Polish historian Grzegorz Kucharczyk argues that the British authorities’ preference for ending the life of a Pole with brain damage is evidence for the ascendancy of what John Paul II described as a “culture of death”
Kucharczyk, a historian of the Polish Academy of Science, drew attention to the fact that the man’s eyes are open, and he is calling for help. However, since the British state had no problem with starving Alfie Evans to death, it will have none whatsoever over letting a foreign national die.
The Polish man in question, whose cardiac arrest led to brain damage, is in the center of a storm about his survival. The hospital authorities in Plymouth have recommended that his life support be turned off as his brain damage is irreversible and severe. The man is able to breathe on his own but needs assisted hydration and feeding.

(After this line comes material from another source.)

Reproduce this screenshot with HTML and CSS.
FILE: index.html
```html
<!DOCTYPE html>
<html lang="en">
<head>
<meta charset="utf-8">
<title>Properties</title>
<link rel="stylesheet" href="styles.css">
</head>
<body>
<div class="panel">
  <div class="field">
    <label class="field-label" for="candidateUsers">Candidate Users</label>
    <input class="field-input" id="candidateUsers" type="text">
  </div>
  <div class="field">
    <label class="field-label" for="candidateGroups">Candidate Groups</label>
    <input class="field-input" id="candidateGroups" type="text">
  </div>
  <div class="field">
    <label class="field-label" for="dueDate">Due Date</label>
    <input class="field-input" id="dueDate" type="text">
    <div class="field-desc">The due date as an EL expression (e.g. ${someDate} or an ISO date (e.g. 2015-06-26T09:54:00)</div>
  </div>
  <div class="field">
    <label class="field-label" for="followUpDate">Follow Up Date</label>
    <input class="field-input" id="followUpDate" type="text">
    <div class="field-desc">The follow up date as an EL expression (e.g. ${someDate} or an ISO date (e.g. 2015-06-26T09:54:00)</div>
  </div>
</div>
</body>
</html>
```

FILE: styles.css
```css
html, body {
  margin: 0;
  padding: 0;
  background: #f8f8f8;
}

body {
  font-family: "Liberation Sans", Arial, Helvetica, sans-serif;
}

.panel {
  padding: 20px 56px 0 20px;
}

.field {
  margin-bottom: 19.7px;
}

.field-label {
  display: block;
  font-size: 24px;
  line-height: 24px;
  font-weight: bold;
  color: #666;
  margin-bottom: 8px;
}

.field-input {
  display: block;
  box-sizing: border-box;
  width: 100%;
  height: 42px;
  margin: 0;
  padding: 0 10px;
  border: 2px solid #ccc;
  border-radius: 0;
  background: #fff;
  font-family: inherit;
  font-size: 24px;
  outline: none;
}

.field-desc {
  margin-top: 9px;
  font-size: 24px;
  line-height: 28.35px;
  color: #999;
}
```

The courts have sided with the doctors, the wife and the children of the man who believe that he would not want to remain in a comatose state. Their decision is being contested by the mother and sisters of the man, who are receiving support from the Polish government, which has been trying to persuade the British authorities to allow the man to be transported to Poland for care.

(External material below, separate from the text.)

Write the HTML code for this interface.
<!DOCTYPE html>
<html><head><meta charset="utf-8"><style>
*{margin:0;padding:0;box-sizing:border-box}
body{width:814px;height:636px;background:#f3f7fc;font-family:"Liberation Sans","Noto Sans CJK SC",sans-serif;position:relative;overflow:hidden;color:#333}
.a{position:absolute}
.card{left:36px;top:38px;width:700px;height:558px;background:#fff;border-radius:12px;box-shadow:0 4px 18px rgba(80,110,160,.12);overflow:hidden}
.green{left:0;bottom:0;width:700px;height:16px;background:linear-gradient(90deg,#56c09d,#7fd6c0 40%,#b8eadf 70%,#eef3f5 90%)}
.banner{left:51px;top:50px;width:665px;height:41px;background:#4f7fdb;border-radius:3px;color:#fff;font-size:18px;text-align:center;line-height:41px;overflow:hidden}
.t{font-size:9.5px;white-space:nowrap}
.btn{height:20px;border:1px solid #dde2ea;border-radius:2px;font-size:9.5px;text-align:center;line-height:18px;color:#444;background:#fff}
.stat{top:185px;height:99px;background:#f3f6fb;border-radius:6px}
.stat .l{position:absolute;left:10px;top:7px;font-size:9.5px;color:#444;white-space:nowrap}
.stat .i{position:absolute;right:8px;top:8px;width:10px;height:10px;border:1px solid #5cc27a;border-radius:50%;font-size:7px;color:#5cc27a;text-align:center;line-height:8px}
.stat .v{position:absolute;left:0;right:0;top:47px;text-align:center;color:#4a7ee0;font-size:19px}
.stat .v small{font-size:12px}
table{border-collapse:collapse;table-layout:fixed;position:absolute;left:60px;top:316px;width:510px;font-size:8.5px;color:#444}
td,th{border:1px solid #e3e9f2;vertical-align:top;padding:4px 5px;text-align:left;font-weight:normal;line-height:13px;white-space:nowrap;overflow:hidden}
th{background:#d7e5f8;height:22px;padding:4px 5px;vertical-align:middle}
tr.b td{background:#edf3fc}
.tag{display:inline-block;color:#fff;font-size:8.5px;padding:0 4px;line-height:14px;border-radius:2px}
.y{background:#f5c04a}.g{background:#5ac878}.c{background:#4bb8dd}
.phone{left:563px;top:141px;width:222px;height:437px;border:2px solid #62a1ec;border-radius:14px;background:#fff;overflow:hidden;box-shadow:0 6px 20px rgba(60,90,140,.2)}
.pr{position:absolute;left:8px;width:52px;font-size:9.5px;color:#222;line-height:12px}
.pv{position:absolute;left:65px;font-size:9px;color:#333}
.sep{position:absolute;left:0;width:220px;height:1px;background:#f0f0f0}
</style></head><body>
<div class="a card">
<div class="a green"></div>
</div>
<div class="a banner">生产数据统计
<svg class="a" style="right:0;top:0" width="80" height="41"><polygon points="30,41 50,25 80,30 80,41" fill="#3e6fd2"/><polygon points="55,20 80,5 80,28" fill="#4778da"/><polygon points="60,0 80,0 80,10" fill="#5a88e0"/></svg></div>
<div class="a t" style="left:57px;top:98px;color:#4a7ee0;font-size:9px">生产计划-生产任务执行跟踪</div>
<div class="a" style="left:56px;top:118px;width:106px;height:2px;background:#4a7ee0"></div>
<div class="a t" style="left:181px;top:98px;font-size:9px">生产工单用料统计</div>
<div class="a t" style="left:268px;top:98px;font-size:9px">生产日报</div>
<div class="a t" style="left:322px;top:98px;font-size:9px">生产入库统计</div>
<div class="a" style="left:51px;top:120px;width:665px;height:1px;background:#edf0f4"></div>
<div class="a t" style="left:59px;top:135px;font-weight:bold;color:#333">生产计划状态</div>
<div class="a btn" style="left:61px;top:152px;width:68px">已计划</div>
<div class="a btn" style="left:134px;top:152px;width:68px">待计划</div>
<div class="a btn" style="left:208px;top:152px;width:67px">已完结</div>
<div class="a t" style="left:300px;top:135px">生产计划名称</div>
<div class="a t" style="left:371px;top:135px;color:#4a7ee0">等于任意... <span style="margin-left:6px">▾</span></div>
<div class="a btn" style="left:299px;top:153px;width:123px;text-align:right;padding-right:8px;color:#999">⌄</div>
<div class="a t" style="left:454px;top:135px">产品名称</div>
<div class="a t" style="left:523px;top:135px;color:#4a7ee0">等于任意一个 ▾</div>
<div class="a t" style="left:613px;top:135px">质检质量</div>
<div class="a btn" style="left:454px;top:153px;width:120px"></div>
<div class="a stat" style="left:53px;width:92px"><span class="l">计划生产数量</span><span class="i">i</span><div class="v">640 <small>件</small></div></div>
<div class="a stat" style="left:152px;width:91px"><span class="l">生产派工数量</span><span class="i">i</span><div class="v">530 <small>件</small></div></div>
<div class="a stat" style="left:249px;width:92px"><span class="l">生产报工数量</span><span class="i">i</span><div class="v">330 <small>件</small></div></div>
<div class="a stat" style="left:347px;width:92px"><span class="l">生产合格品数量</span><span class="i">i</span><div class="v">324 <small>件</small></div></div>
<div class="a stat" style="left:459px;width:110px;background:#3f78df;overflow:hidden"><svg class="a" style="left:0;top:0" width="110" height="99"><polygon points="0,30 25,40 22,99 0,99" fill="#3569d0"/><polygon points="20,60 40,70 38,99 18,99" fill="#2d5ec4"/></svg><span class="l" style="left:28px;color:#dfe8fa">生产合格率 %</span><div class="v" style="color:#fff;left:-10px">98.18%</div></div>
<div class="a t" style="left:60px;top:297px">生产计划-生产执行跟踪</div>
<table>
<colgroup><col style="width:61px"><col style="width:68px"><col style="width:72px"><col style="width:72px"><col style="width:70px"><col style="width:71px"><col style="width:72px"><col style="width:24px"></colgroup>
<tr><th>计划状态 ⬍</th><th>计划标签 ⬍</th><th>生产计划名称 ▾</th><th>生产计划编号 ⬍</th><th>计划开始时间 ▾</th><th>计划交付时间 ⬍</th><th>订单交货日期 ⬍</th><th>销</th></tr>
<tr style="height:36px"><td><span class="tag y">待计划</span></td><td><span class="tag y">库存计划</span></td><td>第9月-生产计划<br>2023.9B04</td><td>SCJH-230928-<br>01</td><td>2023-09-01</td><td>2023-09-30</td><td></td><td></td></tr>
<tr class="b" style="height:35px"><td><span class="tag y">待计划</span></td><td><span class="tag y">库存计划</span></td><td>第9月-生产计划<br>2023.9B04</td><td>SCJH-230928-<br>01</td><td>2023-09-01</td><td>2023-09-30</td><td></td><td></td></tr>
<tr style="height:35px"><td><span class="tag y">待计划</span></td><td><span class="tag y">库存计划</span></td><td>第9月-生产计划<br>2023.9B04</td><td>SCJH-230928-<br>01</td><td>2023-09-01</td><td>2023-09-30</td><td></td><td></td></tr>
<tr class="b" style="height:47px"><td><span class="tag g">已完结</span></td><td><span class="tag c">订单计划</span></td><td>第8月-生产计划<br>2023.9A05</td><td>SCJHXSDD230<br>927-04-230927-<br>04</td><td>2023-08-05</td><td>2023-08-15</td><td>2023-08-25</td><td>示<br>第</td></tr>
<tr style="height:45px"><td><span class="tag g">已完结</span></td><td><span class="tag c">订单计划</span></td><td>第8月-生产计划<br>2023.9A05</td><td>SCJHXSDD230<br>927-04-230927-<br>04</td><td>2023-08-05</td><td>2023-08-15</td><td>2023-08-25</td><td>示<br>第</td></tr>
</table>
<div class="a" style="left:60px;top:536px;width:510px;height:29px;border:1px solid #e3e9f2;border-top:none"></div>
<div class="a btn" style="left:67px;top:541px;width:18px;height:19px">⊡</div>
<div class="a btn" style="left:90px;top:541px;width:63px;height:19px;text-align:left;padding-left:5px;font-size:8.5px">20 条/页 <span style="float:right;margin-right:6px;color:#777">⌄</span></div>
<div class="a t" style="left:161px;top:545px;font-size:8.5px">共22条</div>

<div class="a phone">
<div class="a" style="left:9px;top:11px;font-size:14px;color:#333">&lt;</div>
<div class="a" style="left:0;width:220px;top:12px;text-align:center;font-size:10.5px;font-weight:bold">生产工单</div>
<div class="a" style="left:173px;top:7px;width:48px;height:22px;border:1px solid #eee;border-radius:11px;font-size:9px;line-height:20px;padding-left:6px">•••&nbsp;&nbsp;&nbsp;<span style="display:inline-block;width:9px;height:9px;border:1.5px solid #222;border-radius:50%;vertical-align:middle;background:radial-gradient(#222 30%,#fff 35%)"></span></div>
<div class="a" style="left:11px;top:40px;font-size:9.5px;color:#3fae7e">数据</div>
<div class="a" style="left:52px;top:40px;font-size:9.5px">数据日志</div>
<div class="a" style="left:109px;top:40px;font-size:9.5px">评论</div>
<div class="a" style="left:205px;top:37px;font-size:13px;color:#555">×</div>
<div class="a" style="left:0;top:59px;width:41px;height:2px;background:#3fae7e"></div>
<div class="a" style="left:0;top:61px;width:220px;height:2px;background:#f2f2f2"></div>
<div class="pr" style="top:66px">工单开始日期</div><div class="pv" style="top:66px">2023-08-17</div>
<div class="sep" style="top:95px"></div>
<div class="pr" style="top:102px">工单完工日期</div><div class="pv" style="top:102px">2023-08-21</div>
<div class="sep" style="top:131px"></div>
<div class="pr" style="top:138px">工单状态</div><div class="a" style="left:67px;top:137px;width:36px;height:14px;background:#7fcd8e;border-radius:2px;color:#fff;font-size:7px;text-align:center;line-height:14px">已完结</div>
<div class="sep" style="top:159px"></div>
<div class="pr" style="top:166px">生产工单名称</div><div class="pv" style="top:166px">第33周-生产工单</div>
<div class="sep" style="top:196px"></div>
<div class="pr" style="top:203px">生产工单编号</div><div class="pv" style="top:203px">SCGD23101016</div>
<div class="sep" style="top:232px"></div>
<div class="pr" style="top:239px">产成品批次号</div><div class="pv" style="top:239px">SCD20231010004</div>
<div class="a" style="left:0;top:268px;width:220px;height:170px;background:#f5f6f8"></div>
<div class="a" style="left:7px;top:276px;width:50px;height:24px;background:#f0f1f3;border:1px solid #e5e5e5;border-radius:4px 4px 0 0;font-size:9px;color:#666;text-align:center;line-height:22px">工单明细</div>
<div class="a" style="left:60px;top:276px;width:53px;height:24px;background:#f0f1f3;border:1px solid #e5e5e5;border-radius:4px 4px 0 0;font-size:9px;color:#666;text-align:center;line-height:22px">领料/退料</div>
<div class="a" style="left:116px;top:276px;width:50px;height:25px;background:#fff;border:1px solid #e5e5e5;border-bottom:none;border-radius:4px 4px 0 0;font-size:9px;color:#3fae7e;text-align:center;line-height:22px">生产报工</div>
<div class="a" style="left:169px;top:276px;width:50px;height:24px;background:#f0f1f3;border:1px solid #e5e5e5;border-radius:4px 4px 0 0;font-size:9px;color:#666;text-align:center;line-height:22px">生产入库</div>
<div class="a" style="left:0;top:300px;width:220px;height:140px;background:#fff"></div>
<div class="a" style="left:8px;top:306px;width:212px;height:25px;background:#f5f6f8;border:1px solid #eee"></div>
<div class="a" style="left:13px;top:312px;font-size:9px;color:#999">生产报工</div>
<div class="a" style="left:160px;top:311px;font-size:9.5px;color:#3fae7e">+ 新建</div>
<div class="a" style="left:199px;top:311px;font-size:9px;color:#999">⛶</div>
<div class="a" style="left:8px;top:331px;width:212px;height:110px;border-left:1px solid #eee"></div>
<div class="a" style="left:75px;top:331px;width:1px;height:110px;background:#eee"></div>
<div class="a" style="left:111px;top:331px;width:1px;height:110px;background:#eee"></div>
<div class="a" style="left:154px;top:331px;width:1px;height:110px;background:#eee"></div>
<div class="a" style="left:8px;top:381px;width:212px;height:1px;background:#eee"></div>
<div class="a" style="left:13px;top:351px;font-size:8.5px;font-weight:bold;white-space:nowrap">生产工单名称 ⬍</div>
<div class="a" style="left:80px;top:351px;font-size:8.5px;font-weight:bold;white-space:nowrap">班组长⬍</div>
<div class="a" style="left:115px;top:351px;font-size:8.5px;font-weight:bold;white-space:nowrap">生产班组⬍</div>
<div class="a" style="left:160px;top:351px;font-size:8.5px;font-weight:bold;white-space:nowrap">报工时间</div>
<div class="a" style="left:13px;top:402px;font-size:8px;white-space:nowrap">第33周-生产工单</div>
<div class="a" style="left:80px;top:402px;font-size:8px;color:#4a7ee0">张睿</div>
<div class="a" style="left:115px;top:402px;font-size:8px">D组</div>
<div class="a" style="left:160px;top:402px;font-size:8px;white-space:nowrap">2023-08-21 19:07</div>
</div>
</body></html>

According to Kucharczyk, the behavior of the British authorities is testimony to what the former Polish pope, Saint John Paul II, had called the “culture of death” — a culture that is the antithesis of empathy, mercy and Christian values.
The Polish academic said he believes that Western Europe and Britain have departed from the Christian roots of their civilization.
“The determination with which the British state prefers to see the man die than to allow the Polish authorities to take responsibility for him is striking,” he says.
Those who supported Donald Trump in the United States were often called ‘false conservatives’, people unable to move with the times. But in fact, Kucharczyk believes, in countries like Britain, conservative and traditional liberal values of freedom which does not harm the liberty of others, are under assault.